Any answer that assumes that IPv4++ can transit the IPv4 segment has failed already - IPv6 can transit over IPv4 segments, yet we still see brokenness. Any answer that implies that an IPv4 only host cannot distinguish IPv4++ traffic from traditional IPv4 traffic has failed already - the most common form of brokenness in the IPv6 world is IPv6 in IPv4 tunnelling, where the IPv4 network deliberately blocks protocol 41, and there would have to be some similar indication that this is IPv4++ traffic.

What about IPv6 right here on earth?

Posted Jan 26, 2011 3:47 UTC (Wed) by jthill (subscriber, #56558) [Link]

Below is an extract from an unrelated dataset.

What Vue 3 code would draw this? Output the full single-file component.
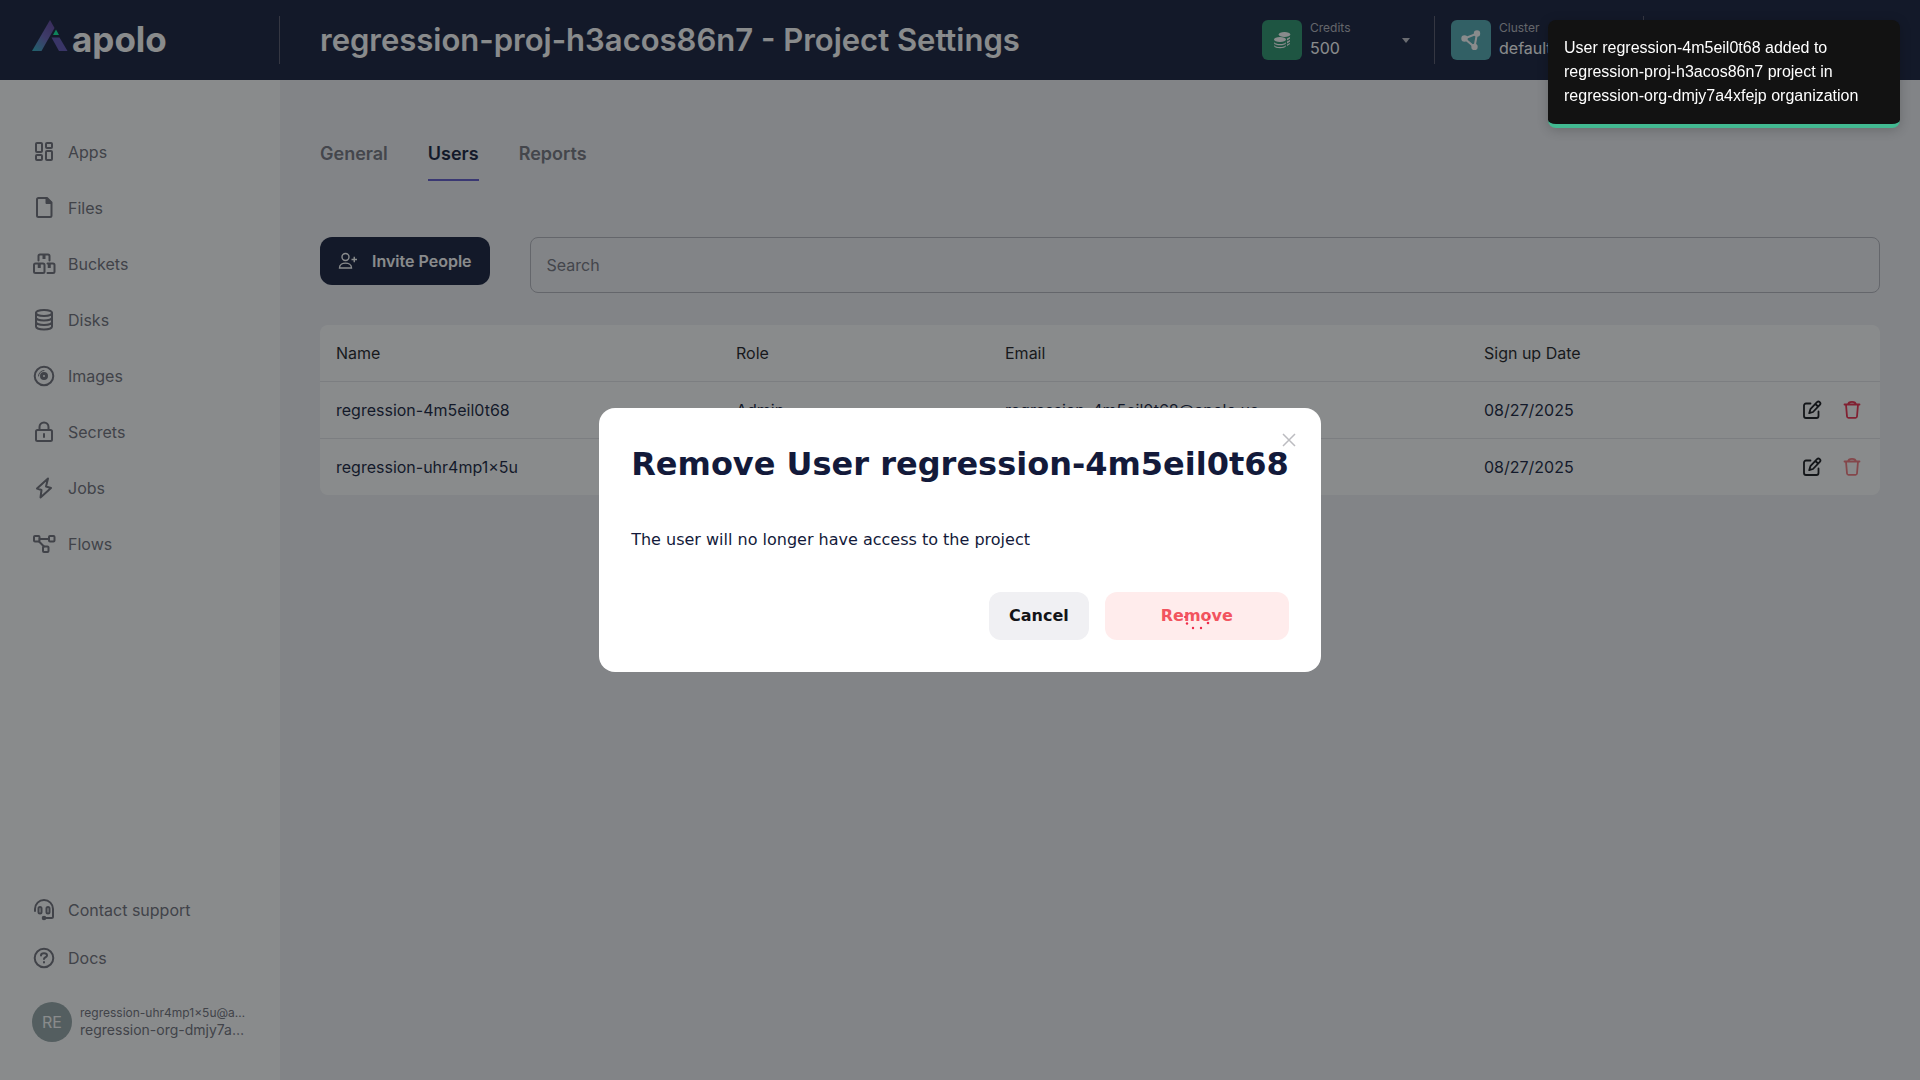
<script setup>
import { ref } from 'vue'

const search = ref('')
const navItems = ['Apps', 'Files', 'Buckets', 'Disks', 'Images', 'Secrets', 'Jobs', 'Flows']
const helpItems = ['Contact support', 'Docs']
const tabs = ['General', 'Users', 'Reports']
const users = [
  { name: 'regression-4m5eil0t68', role: 'Admin', email: 'regression-4m5eil0t68@apolo.us', date: '08/27/2025', locked: false },
  { name: 'regression-uhr4mp1x5u', role: 'Admin', email: 'regression-uhr4mp1x5u@apolo.us', date: '08/27/2025', locked: true },
]
const icons = {
  Apps: '<rect x="4" y="3" width="6" height="9" rx="1"/><rect x="14" y="3" width="6" height="5" rx="1"/><rect x="14" y="11" width="6" height="9" rx="1"/><rect x="4" y="15" width="6" height="5" rx="1"/>',
  Files: '<path d="M6.500 2h8.500l4.500 4.500v13a1.500 1.500 0 0 1-1.500 1.500h-11.500a1.500 1.500 0 0 1-1.500-1.500v-16a1.500 1.500 0 0 1 1.500-1.500z"/><path d="M14.500 2.500v4.500h4.500z" fill="currentColor"/>',
  Buckets: '<path d="M6.500 8.500V4A1.500 1.500 0 0 1 8 2.500h8A1.500 1.500 0 0 1 17.500 4v4.500"/><rect x="2" y="11.500" width="10.500" height="9.500" rx="1.500"/><path d="M15.500 11.500H21a1.500 1.500 0 0 1 1.500 1.500v6.500A1.500 1.500 0 0 1 21 21h-5.500"/><path d="M12 3v4M7.250 12v4M17.250 12v4" stroke-width="3" stroke-linecap="butt"/>',
  Disks: '<ellipse cx="12" cy="5" rx="8" ry="3"/><path d="M4 5v13.500c0 1.700 3.600 3 8 3s8-1.300 8-3V5M4 9.500c0 1.700 3.600 3 8 3s8-1.300 8-3M4 14c0 1.700 3.600 3 8 3s8-1.300 8-3"/>',
  Images: '<circle cx="12" cy="12" r="9.300"/><circle cx="12" cy="12" r="2.500" stroke-width="3"/><path d="M6.500 12A5.500 5.500 0 0 1 12 6.500" stroke-width="1"/>',
  Secrets: '<rect x="4" y="10" width="16" height="11" rx="1.500"/><path d="M7.500 10V7a4.500 4.500 0 0 1 9 0v3M12 14v3"/>',
  Jobs: '<path d="M16 2.500 5 12.500l4.500 1.500L8.500 21.500 19 12l-5-1.500z"/>',
  Flows: '<rect x="2" y="4" width="5.500" height="5.500" rx="1"/><rect x="17" y="4" width="5.500" height="5.500" rx="1"/><rect x="11" y="14.500" width="5.500" height="5.500" rx="1"/><path d="M7.500 7H17M7 9.500l5 5"/>',
  'Contact support': '<path d="M3 13v-2a9 9 0 0 1 18 0v7.500a1.500 1.500 0 0 1-1.500 1.500H13"/><rect x="6.500" y="9" width="3" height="6.500" rx="1.500"/><rect x="14.500" y="9" width="3" height="6.500" rx="1.500"/><circle cx="12" cy="20" r="1.300" fill="currentColor"/>',
  Docs: '<circle cx="12" cy="12" r="9.300"/><path d="M9 9.500c0-3 6-3 6 0 0 2-3 1.500-3 3.500M12 16v.6" stroke-width="2"/>',
}
</script>

<template>
  <div class="page">
    <header class="topbar">
      <a class="brand" href="#" aria-label="apolo">
        <svg class="mark" viewBox="0 0 36 31" aria-hidden="true">
          <defs>
            <linearGradient id="leg" x1="0" y1="1" x2=".7" y2="0">
              <stop offset="0" stop-color="#2bb0c0" /><stop offset=".55" stop-color="#6860b8" /><stop offset="1" stop-color="#5f45a0" />
            </linearGradient>
          </defs>
          <path d="M18 0 22.500 8 9.500 31H0z" fill="url(#leg)" />
          <path d="M19.500 17.500h8L35.500 31H27z" fill="#5f52b4" />
          <path d="M24 9.500 27 15h-6z" fill="#08f09c" />
        </svg>
        <span class="wordmark">apolo</span>
      </a>
      <h1>regression-proj-h3acos86n7 - Project Settings</h1>
      <div class="meters">
        <button class="meter credits" type="button">
          <span class="tile green">
            <svg viewBox="0 0 20 20" fill="currentColor" aria-hidden="true">
              <ellipse cx="12.500" cy="4.500" rx="5.800" ry="2.500" /><ellipse cx="8" cy="9.500" rx="6" ry="2.600" />
              <path d="M2 12c1 2.800 11 2.800 12 0v1.200c-1 2.800-11 2.800-12 0zM2 15c1 2.800 11 2.800 12 0v1c-1 3-11 3-12 0zM15 8.500l3-1.500v1.500l-3 2zM15 11.500l3-1.500v1.500l-3 2zM15 14.500l3-1.500v1l-3 2z" />
            </svg>
          </span>
          <span class="meter-text"><small>Credits</small><span>500</span></span>
          <i class="caret"></i>
        </button>
        <button class="meter cluster" type="button">
          <span class="tile teal">
            <svg viewBox="0 0 20 20" fill="currentColor" stroke="currentColor" stroke-width="2" aria-hidden="true">
              <path d="M3.500 8.500 16 3.500 13.500 17z" fill="none" />
              <circle cx="3.500" cy="8.500" r="2.200" /><circle cx="16" cy="3.500" r="2.200" /><circle cx="13.500" cy="17" r="2.200" />
            </svg>
          </span>
          <span class="meter-text"><small>Cluster</small><span>default</span></span>
          <i class="caret"></i>
        </button>
      </div>
    </header>

    <div class="body">
      <aside class="sidebar">
        <nav class="nav">
          <a v-for="item in navItems" :key="item" href="#">
            <svg class="icon" viewBox="0 0 24 24" aria-hidden="true" v-html="icons[item]"></svg>{{ item }}
          </a>
        </nav>
        <nav class="nav help">
          <a v-for="item in helpItems" :key="item" href="#">
            <svg class="icon" viewBox="0 0 24 24" aria-hidden="true" v-html="icons[item]"></svg>{{ item }}
          </a>
        </nav>
        <div class="account">
          <span class="avatar">RE</span>
          <span class="who">
            <span class="mail">regression-uhr4mp1x5u@apolo.us</span>
            <span class="org">regression-org-dmjy7a4xfejp</span>
          </span>
        </div>
      </aside>

      <main class="content">
        <nav class="tabs">
          <a v-for="tab in tabs" :key="tab" href="#" :class="{ active: tab === 'Users' }">{{ tab }}</a>
        </nav>
        <div class="tools">
          <button class="invite" type="button">
            <svg viewBox="0 0 20 20" aria-hidden="true">
              <circle cx="7.500" cy="6" r="3.500" /><path d="M1.500 17c0-6.500 12-6.500 12 0zM13.500 8.500h5.500M16.250 5.750v5.500" />
            </svg>
            Invite People
          </button>
          <input v-model="search" class="search" type="text" placeholder="Search" aria-label="Search" />
        </div>
        <table class="users">
          <colgroup><col class="c-name" /><col class="c-role" /><col class="c-mail" /><col /><col class="c-act" /></colgroup>
          <thead>
            <tr><th>Name</th><th>Role</th><th>Email</th><th>Sign up Date</th><th></th></tr>
          </thead>
          <tbody>
            <tr v-for="user in users" :key="user.name">
              <td>{{ user.name }}</td><td>{{ user.role }}</td><td>{{ user.email }}</td><td>{{ user.date }}</td>
              <td>
                <div class="actions">
                  <button type="button" aria-label="Edit">
                    <svg viewBox="0 0 20 20" aria-hidden="true">
                      <path d="M8.500 3.500H4A2 2 0 0 0 2 5.500V16a2 2 0 0 0 2 2h10.500a2 2 0 0 0 2-2v-4.500" />
                      <path d="M15 2.200a1.900 1.900 0 0 1 2.800 2.700L11 12l-3.800 1.200L8.400 9.200zM13.500 4l2.500 2.500" />
                    </svg>
                  </button>
                  <button class="bin" type="button" aria-label="Remove" :disabled="user.locked">
                    <svg viewBox="0 0 20 20" aria-hidden="true">
                      <path d="M2.500 4.500h15M4 4.500l1 12a1.500 1.500 0 0 0 1.500 1.300h7a1.500 1.500 0 0 0 1.500-1.300l1-12M6 4.500c.5-3.600 7.500-3.600 8 0" />
                    </svg>
                  </button>
                </div>
              </td>
            </tr>
          </tbody>
        </table>
      </main>
    </div>

    <div class="overlay">
      <section class="dialog" role="dialog" aria-modal="true" aria-labelledby="dialog-title">
        <button class="close" type="button" aria-label="Close">
          <svg viewBox="0 0 14 14" aria-hidden="true"><path d="M1 1l12 12M13 1 1 13" /></svg>
        </button>
        <h2 id="dialog-title">Remove User regression-4m5eil0t68</h2>
        <p>The user will no longer have access to the project</p>
        <div class="choices">
          <button class="cancel" type="button">Cancel</button>
          <button class="remove" type="button">
            Remove
            <svg class="dots" viewBox="0 0 32 32" aria-hidden="true">
              <circle cx="4" cy="17" r="1" /><circle cx="6" cy="23.500" r="1.200" /><circle cx="12" cy="28" r="1.200" />
              <circle cx="20" cy="28" r="1.200" /><circle cx="27" cy="23" r="1.300" /><circle cx="28" cy="17" r="1" />
            </svg>
          </button>
        </div>
      </section>
    </div>

    <div class="toast" role="status">
      User regression-4m5eil0t68 added to regression-proj-h3acos86n7 project in regression-org-dmjy7a4xfejp organization
    </div>
  </div>
</template>

<style>
body { margin: 0; }
</style>

<style scoped>
* { box-sizing: border-box; }
.page { min-height: 100vh; display: flex; flex-direction: column; font: 16px/24px Inter, sans-serif; color: #131b3a; background: #f0f0f4; }
a { color: inherit; text-decoration: none; }
button { font: inherit; color: inherit; border: 0; padding: 0; background: none; cursor: pointer; }
svg { display: block; flex: none; }

.topbar { display: flex; align-items: center; height: 80px; padding-right: 276px; background: #131b39; color: #fff; }
.brand { display: flex; align-items: flex-start; gap: 4px; width: 280px; height: 48px; padding: 4px 0 0 32px; border-right: 1px solid #56566a; }
.mark { width: 36px; height: 31px; }
.wordmark { font-size: 35px; line-height: 38px; font-weight: 700; }
.topbar h1 { flex: 1; margin: 0 0 0 40px; font-size: 31px; line-height: 40px; font-weight: 600; white-space: nowrap; }
.meters { display: flex; }
.meter { display: flex; align-items: center; gap: 8px; height: 48px; padding: 0 24px 0 16px; border-right: 1px solid #56566a; text-align: left; }
.credits { width: 189px; }
.cluster { width: 209px; }
.tile { display: grid; place-items: center; width: 40px; height: 40px; border-radius: 6px; }
.tile svg { width: 20px; height: 20px; }
.green { background: #28936a; }
.teal { background: #50a9b0; }
.meter-text { flex: 1; display: flex; flex-direction: column; line-height: 24px; }
.meter-text small { font-size: 12px; line-height: 16px; color: #b4b4bc; }
.caret { border: 4px solid transparent; border-top: 5px solid #c0c0c8; border-bottom: 0; }

.body { flex: 1; display: flex; }
.sidebar { width: 280px; flex: none; display: flex; flex-direction: column; padding: 60px 32px 38px; background: #fff; color: #6e6e78; }
.nav { display: flex; flex-direction: column; gap: 32px; }
.nav a { display: flex; align-items: center; gap: 12px; }
.help { margin-top: auto; gap: 24px; }
.icon { width: 24px; height: 24px; fill: none; stroke: currentColor; stroke-width: 2; stroke-linejoin: round; stroke-linecap: round; }
.account { display: flex; align-items: center; gap: 8px; margin-top: 32px; }
.avatar { display: grid; place-items: center; flex: none; width: 40px; height: 40px; border-radius: 50%; background: #95a5a6; color: #fff; }
.who { min-width: 0; display: flex; flex-direction: column; }
.who span { overflow: hidden; text-overflow: ellipsis; white-space: nowrap; }
.mail { font-size: 12px; line-height: 16px; }
.org { font-size: 14px; line-height: 18px; }

.content { flex: 1; min-width: 0; padding: 60px 40px; }
.tabs { display: flex; gap: 40px; font-size: 18px; font-weight: 600; color: #74747e; }
.tabs a { padding: 2px 0 13px; line-height: 24px; border-bottom: 2px solid transparent; }
.tabs .active { color: #131b3a; border-color: #6158cc; }
.tools { display: flex; align-items: flex-start; gap: 40px; margin: 56px 0 32px; }
.invite { display: flex; align-items: center; gap: 14px; height: 48px; padding: 0 18px; border-radius: 12px; background: #131b39; color: #fff; font-weight: 600; white-space: nowrap; }
.invite svg { width: 20px; height: 20px; fill: none; stroke: currentColor; stroke-width: 1.4; }
.search { flex: 1; min-width: 0; height: 56px; padding: 0 16px; border: 1px solid #b4b4bc; border-radius: 8px; background: transparent; font: inherit; color: inherit; outline: 0; }
.search::placeholder { color: #74747e; opacity: 1; }

.users { width: 100%; table-layout: fixed; border-collapse: separate; border-spacing: 0; background: #fff; border-radius: 8px; }
.users th, .users td { height: 57px; padding: 0 16px; text-align: left; font-weight: 400; white-space: nowrap; }
.users th { height: 56px; color: #1a1a1e; }
.users td { border-top: 1px solid #e4e4e8; }
.c-name { width: 400px; }
.c-role { width: 269px; }
.c-mail { width: 479px; }
.c-act { width: 120px; }
.actions { display: flex; justify-content: flex-end; gap: 20px; color: #131418; padding-right: 2px; }
.actions svg { width: 20px; height: 20px; fill: none; stroke: currentColor; stroke-width: 1.8; stroke-linecap: round; stroke-linejoin: round; }
.bin { color: #ee2b4a; }
.bin:disabled { color: #f4777c; }

.overlay { position: fixed; inset: 0; display: grid; place-items: center; background: rgba(19, 23, 25, .5); }
.dialog { position: relative; padding: 32px; border-radius: 16px; background: #fff; color: #131a3a; font-family: "DejaVu Sans", sans-serif; }
.dialog h2 { margin: 0 0 40px; font-size: 32px; line-height: 48px; font-weight: 700; white-space: nowrap; }
.dialog p { margin: 0 0 40px; }
.close { position: absolute; top: 24px; right: 24px; padding: 1px; color: #bcbcc0; }
.close svg { width: 14px; height: 14px; stroke: currentColor; stroke-width: 1.5; fill: none; }
.choices { display: flex; justify-content: flex-end; gap: 16px; font-weight: 700; }
.choices button { height: 48px; border-radius: 12px; }
.cancel { padding: 0 20px; background: #f0f0f3; color: #131418; }
.remove { position: relative; width: 184px; background: #ffecec; color: #f2545f; }
.dots { position: absolute; left: 50%; top: 50%; width: 32px; height: 32px; margin: -16px 0 0 -16px; fill: #ee2b4a; }

.toast { position: fixed; top: 20px; right: 20px; width: 352px; padding: 16px; border-radius: 8px; border-bottom: 4px solid #42b991; background: #121212; color: #fff; font-family: "Liberation Sans", sans-serif; box-shadow: 0 2px 12px rgba(0, 0, 0, .2); }
</style>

No, no, that big number is 2^80, so the entire IPv6 space is that much *times* your allocated /48 range. Let's see.... Mass of the Earth: 5.9724e27g. IPv6 net: 2^128. per address: 1.755e-11g, 17.55 picograms.

Jeez, they only gave you enough addresses to cover about 5kg of you. Stingy bastards.

LCA: Vint Cerf on re-engineering the Internet

Posted Jan 25, 2011 19:09 UTC (Tue) by rccrv (guest, #72268) [Link]

For those interested in solutions of the single addressing used in the network and transport layers, the experimental Host Identity Protocol tries to solve this problem.

LCA: Vint Cerf on re-engineering the Internet

Posted Jan 26, 2011 7:36 UTC (Wed) by branden (guest, #7029) [Link]

"His talk started back in 1969..."

Dude's got STAMINA. Puts Fidel Castro to SHAME.

And I'd hate to see the honorarium check for a 42-year speech.

"Suboptimal user behavior"?

Posted Feb 6, 2011 0:55 UTC (Sun) by clemenstimpler (guest, #71914) [Link]

"He was 'most disturbed' that many of the problems are not technical, they are a matter of suboptimal user behavior - bad passwords, for example."

I'm a bit disturbed by that attitude: If a system requires "optimal user behavior", that may be an indication of bad design. Maybe we should put a sticker on PCs: "This wasn't made for you: Use on your own risk!"